Davis adds that the advent of larger, higher resolution television screens has helped. “There’s much more of an appetite for things that are darker and living in the shadows, and if it suits the material, I think the audience are very up for that,” he says.
The production used PIX, the industry standard production management platform, to communicate during the shoot. “That’s how Martin and our producers were watching the material,” says Davis. “It was difficult on such a remote location with no lab facility close by, and we were literally quarantined on an island. We didn’t have a great deal of Wi-Fi bandwidth, but there were a couple places where we could boost it up. PIX worked really well for us in that situation. The image quality has come a long way. They’ve dealt with the compression issues quite well, which was important given how we were working at the bottom end of what the camera can do.”

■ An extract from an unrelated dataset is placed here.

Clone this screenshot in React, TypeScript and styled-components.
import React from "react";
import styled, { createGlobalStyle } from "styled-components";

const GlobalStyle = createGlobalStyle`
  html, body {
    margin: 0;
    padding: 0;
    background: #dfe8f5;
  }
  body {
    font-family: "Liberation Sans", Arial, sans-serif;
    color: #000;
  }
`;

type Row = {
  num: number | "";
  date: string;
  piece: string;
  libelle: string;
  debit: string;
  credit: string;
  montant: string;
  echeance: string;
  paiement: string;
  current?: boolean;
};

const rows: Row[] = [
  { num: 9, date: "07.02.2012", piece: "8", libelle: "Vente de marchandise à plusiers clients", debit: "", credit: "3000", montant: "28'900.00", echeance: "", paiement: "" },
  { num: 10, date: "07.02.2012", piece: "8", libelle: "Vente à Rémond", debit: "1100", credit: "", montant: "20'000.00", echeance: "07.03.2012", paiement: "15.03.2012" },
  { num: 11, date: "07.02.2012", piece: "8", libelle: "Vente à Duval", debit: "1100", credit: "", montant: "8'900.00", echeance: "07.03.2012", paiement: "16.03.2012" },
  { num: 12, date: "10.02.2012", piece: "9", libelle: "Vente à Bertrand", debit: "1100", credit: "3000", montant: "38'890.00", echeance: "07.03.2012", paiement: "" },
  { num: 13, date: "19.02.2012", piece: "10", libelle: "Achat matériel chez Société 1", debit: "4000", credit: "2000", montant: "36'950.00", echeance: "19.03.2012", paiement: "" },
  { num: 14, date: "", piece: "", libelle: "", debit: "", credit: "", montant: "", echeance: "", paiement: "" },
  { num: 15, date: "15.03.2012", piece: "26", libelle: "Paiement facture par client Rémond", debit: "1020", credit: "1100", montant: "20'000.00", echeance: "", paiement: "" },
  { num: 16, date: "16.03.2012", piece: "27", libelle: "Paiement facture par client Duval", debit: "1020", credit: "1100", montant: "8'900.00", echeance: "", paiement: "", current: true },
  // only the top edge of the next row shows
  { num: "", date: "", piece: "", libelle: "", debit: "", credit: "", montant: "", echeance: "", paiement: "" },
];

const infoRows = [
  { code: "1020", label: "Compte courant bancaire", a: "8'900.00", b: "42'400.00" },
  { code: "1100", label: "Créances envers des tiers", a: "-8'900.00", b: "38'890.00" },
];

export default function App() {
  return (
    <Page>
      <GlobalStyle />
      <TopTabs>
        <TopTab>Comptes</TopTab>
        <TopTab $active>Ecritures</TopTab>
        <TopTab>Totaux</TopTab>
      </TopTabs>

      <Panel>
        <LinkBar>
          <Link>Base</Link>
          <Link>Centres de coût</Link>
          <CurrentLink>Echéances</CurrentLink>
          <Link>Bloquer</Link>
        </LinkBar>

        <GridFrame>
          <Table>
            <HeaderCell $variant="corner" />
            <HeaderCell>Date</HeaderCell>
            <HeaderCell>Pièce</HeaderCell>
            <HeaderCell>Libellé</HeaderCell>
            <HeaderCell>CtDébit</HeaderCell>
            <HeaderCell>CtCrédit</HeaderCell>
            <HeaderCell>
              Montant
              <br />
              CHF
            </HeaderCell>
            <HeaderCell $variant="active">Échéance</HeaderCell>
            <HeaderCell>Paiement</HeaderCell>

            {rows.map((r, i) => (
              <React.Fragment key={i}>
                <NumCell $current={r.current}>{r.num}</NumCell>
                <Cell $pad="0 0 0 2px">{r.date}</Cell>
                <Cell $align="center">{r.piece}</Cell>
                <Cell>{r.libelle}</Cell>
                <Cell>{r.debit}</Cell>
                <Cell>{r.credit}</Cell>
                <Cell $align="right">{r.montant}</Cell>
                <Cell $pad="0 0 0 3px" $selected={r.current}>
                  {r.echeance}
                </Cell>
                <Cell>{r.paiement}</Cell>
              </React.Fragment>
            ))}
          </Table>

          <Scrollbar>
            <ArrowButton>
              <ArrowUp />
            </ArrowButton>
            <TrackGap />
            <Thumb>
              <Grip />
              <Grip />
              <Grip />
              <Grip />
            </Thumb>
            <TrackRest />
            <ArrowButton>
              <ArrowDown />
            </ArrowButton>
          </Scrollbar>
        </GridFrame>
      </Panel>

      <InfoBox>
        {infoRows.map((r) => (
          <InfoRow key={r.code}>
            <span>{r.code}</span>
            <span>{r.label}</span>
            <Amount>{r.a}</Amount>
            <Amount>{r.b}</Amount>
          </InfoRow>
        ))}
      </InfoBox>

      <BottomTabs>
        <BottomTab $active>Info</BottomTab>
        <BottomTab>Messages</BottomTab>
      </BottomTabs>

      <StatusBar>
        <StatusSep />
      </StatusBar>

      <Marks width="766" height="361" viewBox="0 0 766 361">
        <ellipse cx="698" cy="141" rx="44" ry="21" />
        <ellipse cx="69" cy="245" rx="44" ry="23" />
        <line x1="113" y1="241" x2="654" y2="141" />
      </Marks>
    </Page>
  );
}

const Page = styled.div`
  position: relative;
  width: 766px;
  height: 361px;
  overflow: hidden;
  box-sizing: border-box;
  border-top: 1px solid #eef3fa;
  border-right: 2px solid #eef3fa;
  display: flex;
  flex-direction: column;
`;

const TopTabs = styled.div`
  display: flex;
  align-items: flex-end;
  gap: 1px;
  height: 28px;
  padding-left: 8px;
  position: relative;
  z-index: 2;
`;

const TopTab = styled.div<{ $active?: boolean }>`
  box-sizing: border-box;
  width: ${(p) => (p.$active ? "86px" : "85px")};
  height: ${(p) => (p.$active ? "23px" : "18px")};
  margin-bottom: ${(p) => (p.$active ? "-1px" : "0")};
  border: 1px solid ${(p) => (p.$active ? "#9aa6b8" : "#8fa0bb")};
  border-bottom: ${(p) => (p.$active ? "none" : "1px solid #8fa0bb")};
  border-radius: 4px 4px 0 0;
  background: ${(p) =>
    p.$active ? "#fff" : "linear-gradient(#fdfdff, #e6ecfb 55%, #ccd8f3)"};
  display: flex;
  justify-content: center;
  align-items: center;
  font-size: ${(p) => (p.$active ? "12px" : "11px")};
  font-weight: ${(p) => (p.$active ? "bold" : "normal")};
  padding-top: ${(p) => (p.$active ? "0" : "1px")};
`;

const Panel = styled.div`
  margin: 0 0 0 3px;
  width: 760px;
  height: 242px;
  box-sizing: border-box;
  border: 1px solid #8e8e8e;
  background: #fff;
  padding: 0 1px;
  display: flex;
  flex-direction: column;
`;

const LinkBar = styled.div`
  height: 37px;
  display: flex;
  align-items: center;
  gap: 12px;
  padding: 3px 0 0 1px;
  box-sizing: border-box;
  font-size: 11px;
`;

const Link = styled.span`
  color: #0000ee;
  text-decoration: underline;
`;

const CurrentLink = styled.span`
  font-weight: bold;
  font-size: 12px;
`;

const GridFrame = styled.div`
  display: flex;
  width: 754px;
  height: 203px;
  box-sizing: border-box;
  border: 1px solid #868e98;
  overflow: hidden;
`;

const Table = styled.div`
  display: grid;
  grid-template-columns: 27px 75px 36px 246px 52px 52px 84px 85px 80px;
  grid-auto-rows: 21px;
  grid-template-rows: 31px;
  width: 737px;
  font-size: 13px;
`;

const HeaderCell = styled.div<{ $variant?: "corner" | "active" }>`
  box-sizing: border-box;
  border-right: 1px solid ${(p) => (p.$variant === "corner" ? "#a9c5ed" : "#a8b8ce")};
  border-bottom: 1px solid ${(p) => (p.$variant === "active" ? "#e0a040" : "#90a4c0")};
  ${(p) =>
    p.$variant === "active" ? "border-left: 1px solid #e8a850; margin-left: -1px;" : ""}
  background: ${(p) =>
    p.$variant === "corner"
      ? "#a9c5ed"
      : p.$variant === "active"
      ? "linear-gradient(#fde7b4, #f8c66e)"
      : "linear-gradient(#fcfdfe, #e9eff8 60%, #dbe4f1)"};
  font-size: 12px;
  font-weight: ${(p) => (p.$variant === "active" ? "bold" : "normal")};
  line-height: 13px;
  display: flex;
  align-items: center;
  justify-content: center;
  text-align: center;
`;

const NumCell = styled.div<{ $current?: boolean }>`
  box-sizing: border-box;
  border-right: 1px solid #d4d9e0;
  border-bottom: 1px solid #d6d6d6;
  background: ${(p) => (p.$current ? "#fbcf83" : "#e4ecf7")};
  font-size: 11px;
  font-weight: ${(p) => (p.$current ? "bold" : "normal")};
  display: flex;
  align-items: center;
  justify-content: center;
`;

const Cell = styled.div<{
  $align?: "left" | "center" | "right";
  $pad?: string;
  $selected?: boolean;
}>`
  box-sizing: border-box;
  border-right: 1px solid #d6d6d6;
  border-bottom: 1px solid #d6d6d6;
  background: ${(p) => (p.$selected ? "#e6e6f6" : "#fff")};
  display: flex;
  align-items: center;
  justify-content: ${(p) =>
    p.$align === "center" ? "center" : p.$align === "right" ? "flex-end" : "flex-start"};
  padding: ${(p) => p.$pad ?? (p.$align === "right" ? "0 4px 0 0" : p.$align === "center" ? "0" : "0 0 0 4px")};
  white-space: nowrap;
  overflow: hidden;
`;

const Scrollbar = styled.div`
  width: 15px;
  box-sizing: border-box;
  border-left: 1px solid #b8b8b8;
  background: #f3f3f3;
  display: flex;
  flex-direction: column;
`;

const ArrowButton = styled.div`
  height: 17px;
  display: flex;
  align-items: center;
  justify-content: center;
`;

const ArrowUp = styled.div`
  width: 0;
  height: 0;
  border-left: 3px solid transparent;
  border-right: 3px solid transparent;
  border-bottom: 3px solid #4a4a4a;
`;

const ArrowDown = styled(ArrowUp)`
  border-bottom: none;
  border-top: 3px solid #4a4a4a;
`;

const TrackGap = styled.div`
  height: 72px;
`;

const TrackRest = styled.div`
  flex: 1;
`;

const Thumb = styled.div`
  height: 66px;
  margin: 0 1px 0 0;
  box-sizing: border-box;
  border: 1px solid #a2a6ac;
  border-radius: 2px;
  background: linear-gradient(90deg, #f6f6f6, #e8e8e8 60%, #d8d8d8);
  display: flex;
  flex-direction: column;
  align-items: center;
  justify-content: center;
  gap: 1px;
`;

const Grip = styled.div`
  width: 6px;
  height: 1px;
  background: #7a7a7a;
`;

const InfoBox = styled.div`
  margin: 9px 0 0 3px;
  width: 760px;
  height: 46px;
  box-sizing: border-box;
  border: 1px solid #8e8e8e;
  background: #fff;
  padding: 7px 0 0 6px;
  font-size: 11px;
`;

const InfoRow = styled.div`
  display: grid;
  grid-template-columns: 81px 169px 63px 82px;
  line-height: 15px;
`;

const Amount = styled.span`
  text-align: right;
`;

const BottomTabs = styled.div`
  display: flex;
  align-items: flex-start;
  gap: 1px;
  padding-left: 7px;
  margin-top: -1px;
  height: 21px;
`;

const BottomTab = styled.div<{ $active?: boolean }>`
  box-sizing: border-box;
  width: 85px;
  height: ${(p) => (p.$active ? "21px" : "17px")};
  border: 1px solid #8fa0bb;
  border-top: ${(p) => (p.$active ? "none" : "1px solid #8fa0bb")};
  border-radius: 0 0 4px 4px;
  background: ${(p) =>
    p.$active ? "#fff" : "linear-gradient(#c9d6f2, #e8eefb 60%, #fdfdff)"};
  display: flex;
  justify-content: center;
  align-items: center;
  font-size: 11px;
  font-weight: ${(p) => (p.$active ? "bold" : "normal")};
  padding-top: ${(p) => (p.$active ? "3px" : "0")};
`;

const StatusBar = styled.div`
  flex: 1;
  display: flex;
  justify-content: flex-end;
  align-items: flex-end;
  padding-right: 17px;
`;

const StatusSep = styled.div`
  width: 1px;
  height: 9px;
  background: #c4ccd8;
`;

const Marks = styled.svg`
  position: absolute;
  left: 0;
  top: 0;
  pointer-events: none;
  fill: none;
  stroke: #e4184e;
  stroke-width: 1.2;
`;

Goldcrest in London handled the digital-film-digital workflow under Davis’s supervision. CineLab was also a key player in the process, including dailies. Davis sees the technique as the wave of the future. Theoretically, he says, different film stocks could be used in the post process to create the right look for certain scenes. In the case of Banshees, he chose fine grain negative because the effect was filmic yet not overwhelming.
“It’s at the forefront of cinematography at the moment,” says Davis. “We did our first basic pass on the DI and then shipped the digital neg off for the creation of a film neg using fine grain stock. That was scanned back in, and the work we had already done in the DI was applied. In some cases, you build in a little offset, but it comes in pretty close. And then we did some final tweaks based on that. When we were doing the final DI, we could choose whether to use the original digital shot. For some of the big wide shot with small characters far away, if we felt we lost a little bit of the character, we could use the digital shot without the film process, for additional clarity.”
One example, perhaps Davis’s favourite shot in the film, is the scene in which Siobhan (Condon), in the distance and framed by the sea and the foreground landscape, strides purposefully across the beach on her way to her home to confront Pádraic (Farrell). Despite her small size in the frame, something essential about her character is communicated by the tiny, billowing figure.
The Banshees of Inisherin premiered at the Venice Film Festival in September 2022, where it met with a 15-minute standing ovation. It also took honours at the British Academy Film Awards for Outstanding British Film.
Davis is currently in post on Wicked Little Letters, a feature film that takes place in roughly the same 1920s time period. He plans to go with the digital-film-digital workflow once again, but this time, he is considering a slightly more aggressive approach, using a 250 Daylight film stock for the negative step.